Retype all of the listing exactly, passing over any picture you find.

>> BEGIN Supplied data

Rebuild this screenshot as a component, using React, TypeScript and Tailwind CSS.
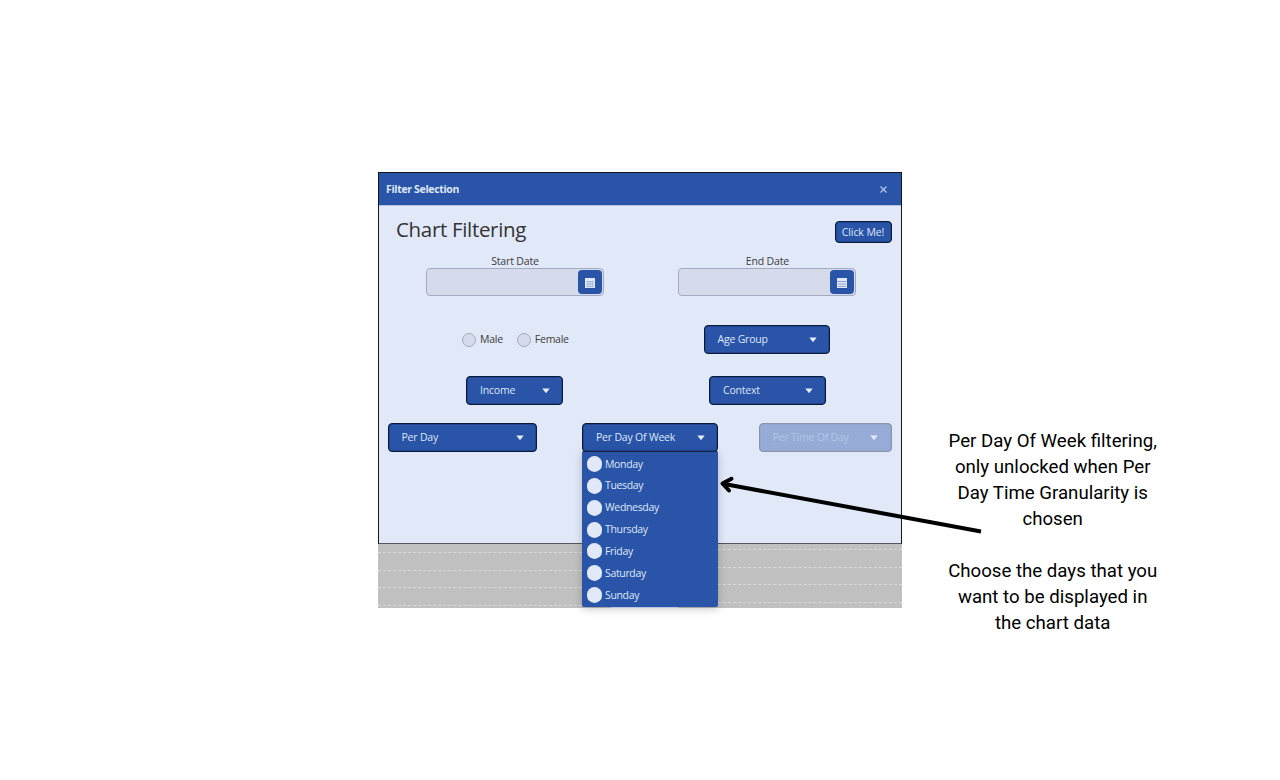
import type { ReactNode } from "react";

function Caret() {
  return (
    <svg width="8" height="5" viewBox="0 0 8 5" className="shrink-0">
      <path d="M0.3 0.4H7.7L4.6 4.6Q4 5.2 3.4 4.6Z" fill="#e6edfb" />
    </svg>
  );
}

function Select({ label, className, disabled = false }: { label: string; className: string; disabled?: boolean }) {
  return (
    <button
      className={`flex h-[29px] shrink-0 items-center justify-between rounded-[4px] border border-[#0b1a3a] bg-[#2954a8] pl-[13px] pr-[12.5px] text-[10.5px] tracking-[-0.2px] text-[#dfe7f8] shadow-[inset_0_0_0_0.5px_#0b1a3a80] ${disabled ? "opacity-40" : ""} ${className}`}
    >
      <span className={`whitespace-nowrap ${disabled ? "opacity-40" : ""}`}>{label}</span>
      <Caret />
    </button>
  );
}

function DateField({ label, solid = false }: { label: string; solid?: boolean }) {
  return (
    <div className="flex w-[178px] flex-col">
      <span className="h-[14px] text-center text-[10.5px] leading-[14px] tracking-[-0.15px] text-[#3c3c3c]">{label}</span>
      <div className="flex h-[28px] items-center justify-end rounded-[4px] border border-[#a3abc2] bg-[#d5dbea] pr-px">
        <button className="flex h-[24px] w-[24px] items-center justify-center rounded-[4px] bg-[#2954a8] pt-[2px]">
          <svg width="10" height="10" viewBox="0 0 10 10">
            <path d="M0 0H10V10H0Z" fill="#e1e8f8" />
            {solid ? (
              <path d="M0 3.5H10M1 6H9M1 8.4H9" stroke="#7690c8" strokeWidth="0.8" />
            ) : (
              <path d="M1 3.6H9M1 6H9M1 8.4H9M3 3V9.5M5.2 3V9.5M7.4 3V9.5" stroke="#8ea4d3" strokeWidth="0.6" />
            )}
          </svg>
        </button>
      </div>
    </div>
  );
}

function Radio({ label }: { label: string }) {
  return (
    <span className="flex items-center gap-[4px] text-[10.5px] tracking-[-0.25px] text-[#3c3c3c]">
      <span className="h-[14px] w-[14px] rounded-full border border-[#a3abc2] bg-[#d5dbea]" />
      <span>{label}</span>
    </span>
  );
}

function Row({ className, children }: { className: string; children: ReactNode }) {
  return <div className={`flex shrink-0 ${className}`}>{children}</div>;
}

const days = ["Monday", "Tuesday", "Wednesday", "Thursday", "Friday", "Saturday", "Sunday"];

function ChartLines({ className }: { className: string }) {
  return (
    <div className={`flex flex-col gap-[16.7px] ${className}`}>
      {[0, 1, 2, 3].map((n) => (
        <div key={n} className="h-px shrink-0 border-t border-dashed border-[#d9d9d9]" />
      ))}
    </div>
  );
}

export default function App() {
  return (
    <div className="relative flex h-[780px] w-[1280px] items-start overflow-hidden bg-white font-['Open_Sans','Noto_Sans',sans-serif]">
      <div className="ml-[378px] mt-[172px] flex h-[436px] w-[524px] shrink-0 flex-col bg-[#c0c0c0]">
        <div className="flex h-[372px] shrink-0 flex-col border border-[#14161c] border-b-[#55555f] bg-[#e1e8f8]">
          <div className="flex h-[33px] shrink-0 items-center justify-between border-b border-[#b3c1e2] bg-[#2954a8] pl-[7px] pr-[14px]">
            <span className="pt-[2px] text-[10.5px] font-bold tracking-[-0.33px] text-[#dfe7f8]">Filter Selection</span>
            <svg width="7" height="7" viewBox="0 0 7 7">
              <path d="M0.5 0.5L6.5 6.5M6.5 0.5L0.5 6.5" stroke="#bccaeb" strokeWidth="1.1" />
            </svg>
          </div>
          <Row className="h-[48px] items-start justify-between pl-[17px] pr-[9.5px]">
            <h1 className="mt-[8px] text-[20.5px] leading-[30px] tracking-[-0.32px] text-[#333333]">Chart Filtering</h1>
            <button className="mt-[15px] h-[22px] w-[57px] whitespace-nowrap rounded-[4px] border border-[#0b1a3a] bg-[#2954a8] text-[10.5px] leading-[20px] tracking-[-0.1px] text-[#dfe7f8] shadow-[inset_0_0_0_0.5px_#0b1a3a80]">
              Click Me!
            </button>
          </Row>
          <Row className="h-[71px] items-start justify-between pl-[47px] pr-[44.6px]">
            <DateField label="Start Date" />
            <DateField label="End Date" solid />
          </Row>
          <Row className="h-[51px] items-start pl-[83px]">
            <div className="flex h-[29px] w-[241.5px] items-center gap-[14px] pt-px">
              <Radio label="Male" />
              <Radio label="Female" />
            </div>
            <Select label="Age Group" className="w-[126.5px]" />
          </Row>
          <Row className="h-[47px] items-start pl-[87px]">
            <Select label="Income" className="mr-[146px] w-[97px]" />
            <Select label="Context" className="w-[117px]" />
          </Row>
          <Row className="h-[29px] items-start pl-[8.5px]">
            <Select label="Per Day" className="mr-[45px] w-[149.5px]" />
            <div className="relative mr-[40.5px] w-[136px] shrink-0">
              <Select label="Per Day Of Week" className="w-full" />
              <div className="absolute left-0 top-[28px] z-10 flex h-[156px] w-full flex-col rounded-[2px] border-t border-[#0f2247] bg-[#2954a8] shadow-[0_2px_8px_rgba(0,0,0,0.22)]">
                {days.map((day) => (
                  <div
                    key={day}
                    className="flex h-[21.88px] shrink-0 items-center gap-[3px] pl-[5px] pt-[2px] text-[10.5px] tracking-[-0.34px] text-[#dfe7f8]"
                  >
                    <span className="h-[16px] w-[15px] rounded-[50%/46%] bg-[#e1e8f8]" />
                    <span className="pt-px">{day}</span>
                  </div>
                ))}
                <div className="ml-[29px] mt-[1.6px] h-px w-[67px] shrink-0 bg-[#b9c5e0]" />
              </div>
            </div>
            <Select label="Per Time Of Day" className="w-[133px]" disabled />
          </Row>
        </div>
        <div className="flex h-[64px] justify-between overflow-hidden">
          <ChartLines className="w-[204px] pt-[8px]" />
          <ChartLines className="w-[184px] pt-[5px]" />
        </div>
      </div>
      <div className="ml-[35.7px] mt-[428px] w-[230px] shrink-0 text-center font-['Roboto',sans-serif] text-[18.65px] leading-[26px] text-black">
        <p>
          Per Day Of Week filtering,
          <br />
          only unlocked when Per
          <br />
          Day Time Granularity is
          <br />
          chosen
        </p>
        <p className="mt-[26px]">
          Choose the days that you
          <br />
          want to be displayed in
          <br />
          the chart data
        </p>
      </div>
      <svg className="absolute left-[710px] top-[470px] z-20" width="280" height="70" viewBox="710 470 280 70" fill="none" stroke="#000">
        <path d="M981 531.5L723 483.8" strokeWidth="4" />
        <path d="M731.5 478.8L722.5 483.5L729 490.5" strokeWidth="4" strokeLinecap="round" strokeLinejoin="round" />
      </svg>
    </div>
  );
}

>> END Supplied data

## Final result
Rebuild this screenshot as a component, using React, TypeScript and Tailwind CSS.
import type { ReactNode } from "react";

function Caret() {
  return (
    <svg width="8" height="5" viewBox="0 0 8 5" className="shrink-0">
      <path d="M0.3 0.4H7.7L4.6 4.6Q4 5.2 3.4 4.6Z" fill="#e6edfb" />
    </svg>
  );
}

function Select({ label, className, disabled = false }: { label: string; className: string; disabled?: boolean }) {
  return (
    <button
      className={`flex h-[29px] shrink-0 items-center justify-between rounded-[4px] border border-[#0b1a3a] bg-[#2954a8] pl-[13px] pr-[12.5px] text-[10.5px] tracking-[-0.2px] text-[#dfe7f8] shadow-[inset_0_0_0_0.5px_#0b1a3a80] ${disabled ? "opacity-40" : ""} ${className}`}
    >
      <span className={`whitespace-nowrap ${disabled ? "opacity-40" : ""}`}>{label}</span>
      <Caret />
    </button>
  );
}

function DateField({ label, solid = false }: { label: string; solid?: boolean }) {
  return (
    <div className="flex w-[178px] flex-col">
      <span className="h-[14px] text-center text-[10.5px] leading-[14px] tracking-[-0.15px] text-[#3c3c3c]">{label}</span>
      <div className="flex h-[28px] items-center justify-end rounded-[4px] border border-[#a3abc2] bg-[#d5dbea] pr-px">
        <button className="flex h-[24px] w-[24px] items-center justify-center rounded-[4px] bg-[#2954a8] pt-[2px]">
          <svg width="10" height="10" viewBox="0 0 10 10">
            <path d="M0 0H10V10H0Z" fill="#e1e8f8" />
            {solid ? (
              <path d="M0 3.5H10M1 6H9M1 8.4H9" stroke="#7690c8" strokeWidth="0.8" />
            ) : (
              <path d="M1 3.6H9M1 6H9M1 8.4H9M3 3V9.5M5.2 3V9.5M7.4 3V9.5" stroke="#8ea4d3" strokeWidth="0.6" />
            )}
          </svg>
        </button>
      </div>
    </div>
  );
}

function Radio({ label }: { label: string }) {
  return (
    <span className="flex items-center gap-[4px] text-[10.5px] tracking-[-0.25px] text-[#3c3c3c]">
      <span className="h-[14px] w-[14px] rounded-full border border-[#a3abc2] bg-[#d5dbea]" />
      <span>{label}</span>
    </span>
  );
}

function Row({ className, children }: { className: string; children: ReactNode }) {
  return <div className={`flex shrink-0 ${className}`}>{children}</div>;
}

const days = ["Monday", "Tuesday", "Wednesday", "Thursday", "Friday", "Saturday", "Sunday"];

function ChartLines({ className }: { className: string }) {
  return (
    <div className={`flex flex-col gap-[16.7px] ${className}`}>
      {[0, 1, 2, 3].map((n) => (
        <div key={n} className="h-px shrink-0 border-t border-dashed border-[#d9d9d9]" />
      ))}
    </div>
  );
}

export default function App() {
  return (
    <div className="relative flex h-[780px] w-[1280px] items-start overflow-hidden bg-white font-['Open_Sans','Noto_Sans',sans-serif]">
      <div className="ml-[378px] mt-[172px] flex h-[436px] w-[524px] shrink-0 flex-col bg-[#c0c0c0]">
        <div className="flex h-[372px] shrink-0 flex-col border border-[#14161c] border-b-[#55555f] bg-[#e1e8f8]">
          <div className="flex h-[33px] shrink-0 items-center justify-between border-b border-[#b3c1e2] bg-[#2954a8] pl-[7px] pr-[14px]">
            <span className="pt-[2px] text-[10.5px] font-bold tracking-[-0.33px] text-[#dfe7f8]">Filter Selection</span>
            <svg width="7" height="7" viewBox="0 0 7 7">
              <path d="M0.5 0.5L6.5 6.5M6.5 0.5L0.5 6.5" stroke="#bccaeb" strokeWidth="1.1" />
            </svg>
          </div>
          <Row className="h-[48px] items-start justify-between pl-[17px] pr-[9.5px]">
            <h1 className="mt-[8px] text-[20.5px] leading-[30px] tracking-[-0.32px] text-[#333333]">Chart Filtering</h1>
            <button className="mt-[15px] h-[22px] w-[57px] whitespace-nowrap rounded-[4px] border border-[#0b1a3a] bg-[#2954a8] text-[10.5px] leading-[20px] tracking-[-0.1px] text-[#dfe7f8] shadow-[inset_0_0_0_0.5px_#0b1a3a80]">
              Click Me!
            </button>
          </Row>
          <Row className="h-[71px] items-start justify-between pl-[47px] pr-[44.6px]">
            <DateField label="Start Date" />
            <DateField label="End Date" solid />
          </Row>
          <Row className="h-[51px] items-start pl-[83px]">
            <div className="flex h-[29px] w-[241.5px] items-center gap-[14px] pt-px">
              <Radio label="Male" />
              <Radio label="Female" />
            </div>
            <Select label="Age Group" className="w-[126.5px]" />
          </Row>
          <Row className="h-[47px] items-start pl-[87px]">
            <Select label="Income" className="mr-[146px] w-[97px]" />
            <Select label="Context" className="w-[117px]" />
          </Row>
          <Row className="h-[29px] items-start pl-[8.5px]">
            <Select label="Per Day" className="mr-[45px] w-[149.5px]" />
            <div className="relative mr-[40.5px] w-[136px] shrink-0">
              <Select label="Per Day Of Week" className="w-full" />
              <div className="absolute left-0 top-[28px] z-10 flex h-[156px] w-full flex-col rounded-[2px] border-t border-[#0f2247] bg-[#2954a8] shadow-[0_2px_8px_rgba(0,0,0,0.22)]">
                {days.map((day) => (
                  <div
                    key={day}
                    className="flex h-[21.88px] shrink-0 items-center gap-[3px] pl-[5px] pt-[2px] text-[10.5px] tracking-[-0.34px] text-[#dfe7f8]"
                  >
                    <span className="h-[16px] w-[15px] rounded-[50%/46%] bg-[#e1e8f8]" />
                    <span className="pt-px">{day}</span>
                  </div>
                ))}
                <div className="ml-[29px] mt-[1.6px] h-px w-[67px] shrink-0 bg-[#b9c5e0]" />
              </div>
            </div>
            <Select label="Per Time Of Day" className="w-[133px]" disabled />
          </Row>
        </div>
        <div className="flex h-[64px] justify-between overflow-hidden">
          <ChartLines className="w-[204px] pt-[8px]" />
          <ChartLines className="w-[184px] pt-[5px]" />
        </div>
      </div>
      <div className="ml-[35.7px] mt-[428px] w-[230px] shrink-0 text-center font-['Roboto',sans-serif] text-[18.65px] leading-[26px] text-black">
        <p>
          Per Day Of Week filtering,
          <br />
          only unlocked when Per
          <br />
          Day Time Granularity is
          <br />
          chosen
        </p>
        <p className="mt-[26px]">
          Choose the days that you
          <br />
          want to be displayed in
          <br />
          the chart data
        </p>
      </div>
      <svg className="absolute left-[710px] top-[470px] z-20" width="280" height="70" viewBox="710 470 280 70" fill="none" stroke="#000">
        <path d="M981 531.5L723 483.8" strokeWidth="4" />
        <path d="M731.5 478.8L722.5 483.5L729 490.5" strokeWidth="4" strokeLinecap="round" strokeLinejoin="round" />
      </svg>
    </div>
  );
}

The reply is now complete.